Each year MCCC increases tuition incrementally, but the circumstances surrounding this year’s increase were unusual and contentious. 

The Board of Trustees originally proposed a 3% tuition increase in February, and there was an open forum for students to weigh in, but a 5% increase was proposed unexpectedly in mid-March, just two days before the budget was to be voted. A required Town Hall meeting for open discussion was hastily scheduled for March 15, when students were on  spring break and no students were notified that it was happening.

The 5% proposal and the lack of notification sparked a strong reaction from students and staff alike.

Christian Perez, President of the Student Government Association said during the Town Hall, “We received no email blasts or text messages regarding the meeting. Yet I still received [college] notice of gas line maintenance and messages from Transfer Services…Both of which I hope we could mostly agree are a little less important than a proposed 5% tuition increase.”

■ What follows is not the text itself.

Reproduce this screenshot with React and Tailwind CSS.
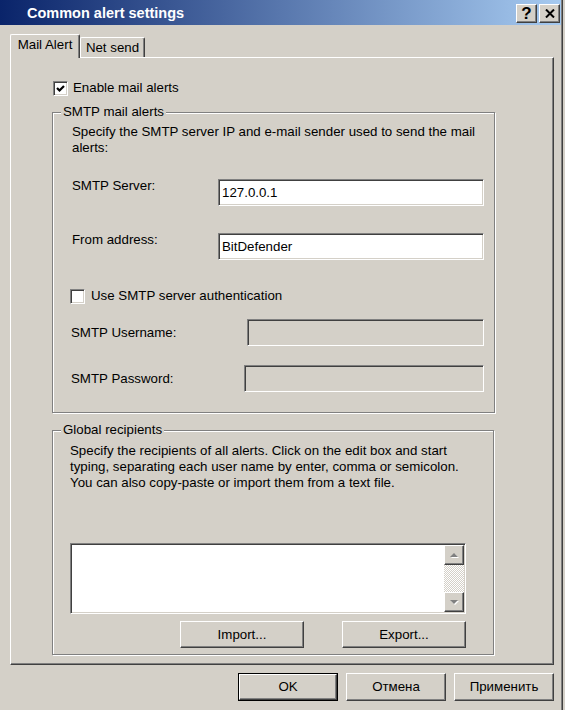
import React from "react";

const sunken =
  "border border-t-[#808080] border-l-[#808080] border-b-white border-r-white shadow-[inset_1px_1px_0_#404040,inset_-1px_-1px_0_#d4d0c8]";
const raised =
  "border border-t-white border-l-white border-r-[#404040] border-b-[#404040] shadow-[inset_-1px_-1px_0_#808080]";
const etched =
  "border border-[#808080] shadow-[inset_1px_1px_0_#ffffff,1px_1px_0_#ffffff]";

const Checkbox = ({ checked }) => (
  <div className={`w-[15px] h-[15px] bg-white flex items-center justify-center shrink-0 ${sunken}`}>
    {checked && (
      <svg width="9" height="9" viewBox="0 0 9 9">
        <path d="M1 4 L3.5 6.5 L8 2" fill="none" stroke="#000" strokeWidth="2.2" />
      </svg>
    )}
  </div>
);

const Input = ({ value, disabled, className = "" }) => (
  <div
    className={`h-[27px] flex items-center pl-[3px] ${disabled ? "bg-[#d4d0c8]" : "bg-white"} ${sunken} ${className}`}
  >
    {value}
  </div>
);

const Button = ({ children, className = "" }) => (
  <div className={`flex items-center justify-center bg-[#d4d0c8] ${raised} ${className}`}>{children}</div>
);

const Arrow = ({ up }) => (
  <svg width="10" height="7" viewBox="0 0 10 7">
    {up ? (
      <>
        <path d="M2 6 L6 2 L10 6 Z" fill="#ffffff" />
        <path d="M1 5 L5 1 L9 5 Z" fill="#808080" />
      </>
    ) : (
      <>
        <path d="M2 2 L6 6 L10 2 Z" fill="#ffffff" />
        <path d="M1 1 L5 5 L9 1 Z" fill="#808080" />
      </>
    )}
  </svg>
);

const TitleButton = ({ children }) => (
  <div className={`w-[21px] h-[19px] bg-[#d4d0c8] flex items-center justify-center ${raised}`}>{children}</div>
);

export default function App() {
  return (
    <div className="w-[565px] h-[710px] bg-[#d4d0c8] flex text-[13.3px] leading-[16px] text-black [font-family:'Liberation_Sans',Arial,sans-serif] overflow-hidden">
      <div className="w-[561px] flex flex-col">
        {/* title bar */}
        <div className="h-[25px] flex items-start bg-[linear-gradient(to_right,#0a246a,#a6caf0)]">
          <div className="h-[25px] flex items-center pl-[27px] text-white font-bold text-[14.5px]">
            Common alert settings
          </div>
          <div className="ml-auto flex gap-[2px] pt-[4px] pr-[1px]">
            <TitleButton>
              <span className="font-bold text-[17px] leading-[17px]">?</span>
            </TitleButton>
            <TitleButton>
              <svg width="10" height="9" viewBox="0 0 10 9">
                <path d="M1 0.5 L9 8.5 M9 0.5 L1 8.5" stroke="#000" strokeWidth="2" />
              </svg>
            </TitleButton>
          </div>
        </div>

        {/* tabs */}
        <div className="flex items-end pl-[10px] pt-[9px]">
          <div className="relative z-10 w-[70px] h-[24px] -mb-[1px] bg-[#d4d0c8] border-l border-t border-r border-l-white border-t-white border-r-[#404040] shadow-[inset_-1px_0_0_#808080] rounded-t-[2px] flex justify-center pt-[2px]">
            Mail Alert
          </div>
          <div className="w-[65px] h-[20px] bg-[#d4d0c8] border-l border-t border-r border-l-white border-t-white border-r-[#404040] shadow-[inset_-1px_0_0_#808080] rounded-t-[2px] flex justify-center pt-[2px]">
            Net send
          </div>
        </div>

        {/* tab panel */}
        <div className="ml-[10px] w-[544px] h-[608px] flex flex-col border border-t-white border-l-white border-r-[#404040] border-b-[#404040] shadow-[inset_-1px_-1px_0_#808080]">
          <div className="mt-[22px] ml-[42px] h-[16px] flex items-center gap-[5px]">
            <Checkbox checked />
            <span>Enable mail alerts</span>
          </div>

          <fieldset className={`mt-[8px] ml-[41px] w-[443px] h-[309px] ${etched}`}>
            <legend className="ml-[8px] px-[2px] bg-[#d4d0c8]">SMTP mail alerts</legend>
            <div className="mt-[4px] pl-[19px] whitespace-nowrap">
              Specify the SMTP server IP and e-mail sender used to send the mail
              <br />
              alerts:
            </div>
            <div className="mt-[22px] pl-[19px] flex items-start">
              <span className="w-[146px]">SMTP Server:</span>
              <Input value="127.0.0.1" className="mt-[1px] w-[266px]" />
            </div>
            <div className="mt-[26px] pl-[19px] flex items-start">
              <span className="w-[146px]">From address:</span>
              <Input value="BitDefender" className="mt-[1px] w-[266px]" />
            </div>
            <div className="mt-[28px] pl-[17px] h-[16px] flex items-center gap-[6px]">
              <Checkbox />
              <span>Use SMTP server authentication</span>
            </div>
            <div className="mt-[15px] pl-[18px] flex items-center">
              <span className="w-[176px]">SMTP Username:</span>
              <Input disabled className="w-[237px]" />
            </div>
            <div className="mt-[19px] pl-[18px] flex items-center">
              <span className="w-[173px]">SMTP Password:</span>
              <Input disabled className="w-[240px]" />
            </div>
          </fieldset>

          <fieldset className={`mt-[9px] ml-[41px] w-[442px] h-[233px] ${etched}`}>
            <legend className="ml-[8px] px-[2px] bg-[#d4d0c8]">Global recipients</legend>
            <div className="mt-[5px] pl-[17px] whitespace-nowrap">
              Specify the recipients of all alerts. Click on the edit box and start
              <br />
              typing, separating each user name by enter, comma or semicolon.
              <br />
              You can also copy-paste or import them from a text file.
            </div>
            <div className={`mt-[52px] ml-[17px] w-[396px] h-[71px] bg-white flex ${sunken}`}>
              <div className="flex-1" />
              <div className="w-[20px] my-[1px] mr-[1px] flex flex-col">
                <Button className="h-[20px]">
                  <Arrow up />
                </Button>
                <div className="flex-1 bg-[repeating-conic-gradient(#ffffff_0_25%,#d4d0c8_0_50%)] bg-[length:2px_2px]" />
                <Button className="h-[20px]">
                  <Arrow />
                </Button>
              </div>
            </div>
            <div className="mt-[7px] pl-[127px] flex gap-[38px]">
              <Button className="w-[124px] h-[27px]">Import...</Button>
              <Button className="w-[124px] h-[27px]">Export...</Button>
            </div>
          </fieldset>
        </div>

        {/* dialog buttons */}
        <div className="mt-[8px] pr-[7px] flex justify-end gap-[8px]">
          <div className="w-[100px] h-[28px] border border-black flex">
            <Button className="flex-1">OK</Button>
          </div>
          <Button className="w-[100px] h-[28px]">Отмена</Button>
          <Button className="w-[100px] h-[28px]">Применить</Button>
        </div>
      </div>
      <div className="w-[1px] bg-[#808080]" />
      <div className="w-[1px] bg-[#404040]" />
    </div>
  );
}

Perez said he had only learned of the meeting through a professor and then he “spread the word in every way that I could.” 

During the Town Hall meeting, Professor of Communication and President of the Faculty Association Alvyn Haywood called the act of scheduling the meeting over break and with such short notice “sneaky,” a term that was reiterated by several other participants.

Beth Knight, Executive Assistant in the office of Enrollment Management and Student Experience, said, “It’s not just about communication. What about transparency? Trying to push this agenda item during spring break…is not a good look. Once we lose students, we may not see them back.” 

Despite the lack of communication, the meeting had a higher than usual turnout for a Town Hall. 

College President Dr. Jianping Wang said in a later interview, “There were a lot of people speaking at the hearing, and I saw that was the largest turnout in my recollection, in my seven years. A lot of people told me they never have seen so many people at the hearing.”

In an interview with The VOICE, MCCC Board of Trustees Chair Mark Matzen said of the scheduling decision, “The one thing I will apologize for is not understanding it was spring break. I think I would have done things differently had I known.”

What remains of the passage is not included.